---- Dataset excerpt
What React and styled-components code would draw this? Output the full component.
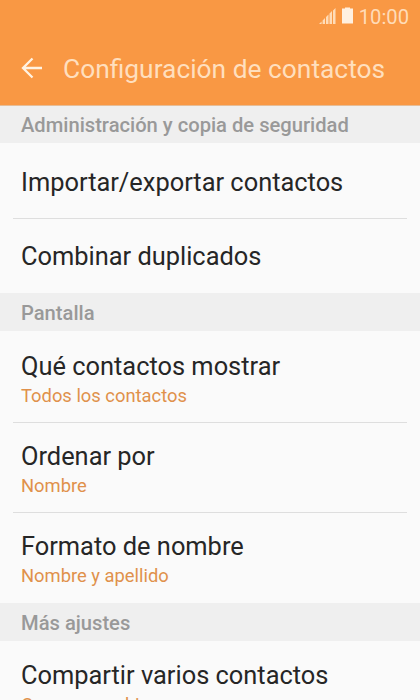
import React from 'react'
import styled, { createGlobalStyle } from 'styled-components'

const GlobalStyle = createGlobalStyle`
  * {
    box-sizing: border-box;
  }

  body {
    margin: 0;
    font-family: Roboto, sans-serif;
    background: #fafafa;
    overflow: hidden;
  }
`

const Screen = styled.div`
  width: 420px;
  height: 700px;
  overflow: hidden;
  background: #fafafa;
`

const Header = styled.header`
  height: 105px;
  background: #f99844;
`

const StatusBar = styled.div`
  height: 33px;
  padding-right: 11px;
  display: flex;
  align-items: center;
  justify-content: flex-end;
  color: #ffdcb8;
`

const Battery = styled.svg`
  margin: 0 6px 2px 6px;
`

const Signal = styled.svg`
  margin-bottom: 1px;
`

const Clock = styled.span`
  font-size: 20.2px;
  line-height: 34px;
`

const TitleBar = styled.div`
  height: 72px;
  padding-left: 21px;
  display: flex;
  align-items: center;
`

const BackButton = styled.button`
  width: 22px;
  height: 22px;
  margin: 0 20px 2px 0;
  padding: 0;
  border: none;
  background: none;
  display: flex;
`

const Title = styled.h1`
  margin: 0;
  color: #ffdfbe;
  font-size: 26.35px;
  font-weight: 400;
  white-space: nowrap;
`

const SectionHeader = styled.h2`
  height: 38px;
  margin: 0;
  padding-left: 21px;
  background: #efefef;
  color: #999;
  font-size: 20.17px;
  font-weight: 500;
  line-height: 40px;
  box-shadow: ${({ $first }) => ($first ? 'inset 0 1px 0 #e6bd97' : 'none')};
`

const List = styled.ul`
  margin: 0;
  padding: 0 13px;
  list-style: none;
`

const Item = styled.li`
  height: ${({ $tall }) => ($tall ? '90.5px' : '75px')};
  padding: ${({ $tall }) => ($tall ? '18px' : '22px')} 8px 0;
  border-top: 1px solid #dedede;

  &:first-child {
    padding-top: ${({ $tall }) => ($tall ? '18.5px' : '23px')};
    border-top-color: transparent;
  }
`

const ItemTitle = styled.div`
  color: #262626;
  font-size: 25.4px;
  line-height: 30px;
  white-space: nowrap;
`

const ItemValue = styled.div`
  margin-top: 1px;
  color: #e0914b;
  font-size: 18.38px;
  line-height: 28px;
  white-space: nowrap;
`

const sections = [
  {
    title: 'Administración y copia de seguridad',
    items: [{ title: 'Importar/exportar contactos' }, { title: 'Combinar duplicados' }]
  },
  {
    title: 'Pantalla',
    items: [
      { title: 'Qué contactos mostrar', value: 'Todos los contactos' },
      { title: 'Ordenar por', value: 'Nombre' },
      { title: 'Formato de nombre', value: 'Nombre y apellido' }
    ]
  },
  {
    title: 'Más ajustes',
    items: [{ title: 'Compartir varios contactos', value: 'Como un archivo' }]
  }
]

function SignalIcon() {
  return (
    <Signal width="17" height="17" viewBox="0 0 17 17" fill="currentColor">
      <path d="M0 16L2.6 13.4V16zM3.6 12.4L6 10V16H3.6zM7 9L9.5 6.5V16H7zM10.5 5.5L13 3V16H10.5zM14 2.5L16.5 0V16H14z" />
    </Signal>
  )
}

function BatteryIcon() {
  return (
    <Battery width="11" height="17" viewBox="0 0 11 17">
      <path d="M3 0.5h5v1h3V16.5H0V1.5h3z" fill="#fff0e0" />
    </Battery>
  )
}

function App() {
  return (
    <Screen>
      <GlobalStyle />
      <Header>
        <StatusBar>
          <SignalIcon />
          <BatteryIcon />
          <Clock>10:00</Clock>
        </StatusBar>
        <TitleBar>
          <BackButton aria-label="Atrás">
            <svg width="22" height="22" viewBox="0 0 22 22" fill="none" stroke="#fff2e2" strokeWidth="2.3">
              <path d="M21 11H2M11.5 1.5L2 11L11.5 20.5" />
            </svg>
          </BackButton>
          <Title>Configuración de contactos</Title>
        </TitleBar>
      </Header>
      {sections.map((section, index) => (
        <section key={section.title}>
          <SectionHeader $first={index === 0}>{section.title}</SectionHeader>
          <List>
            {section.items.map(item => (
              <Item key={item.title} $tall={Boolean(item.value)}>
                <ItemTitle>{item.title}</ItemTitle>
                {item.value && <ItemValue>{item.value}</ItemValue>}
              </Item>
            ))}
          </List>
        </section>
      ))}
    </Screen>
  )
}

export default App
--------
» **Your objective**
Tell how many lines above contain the word "React". Give the number alone.

» **Written response**
2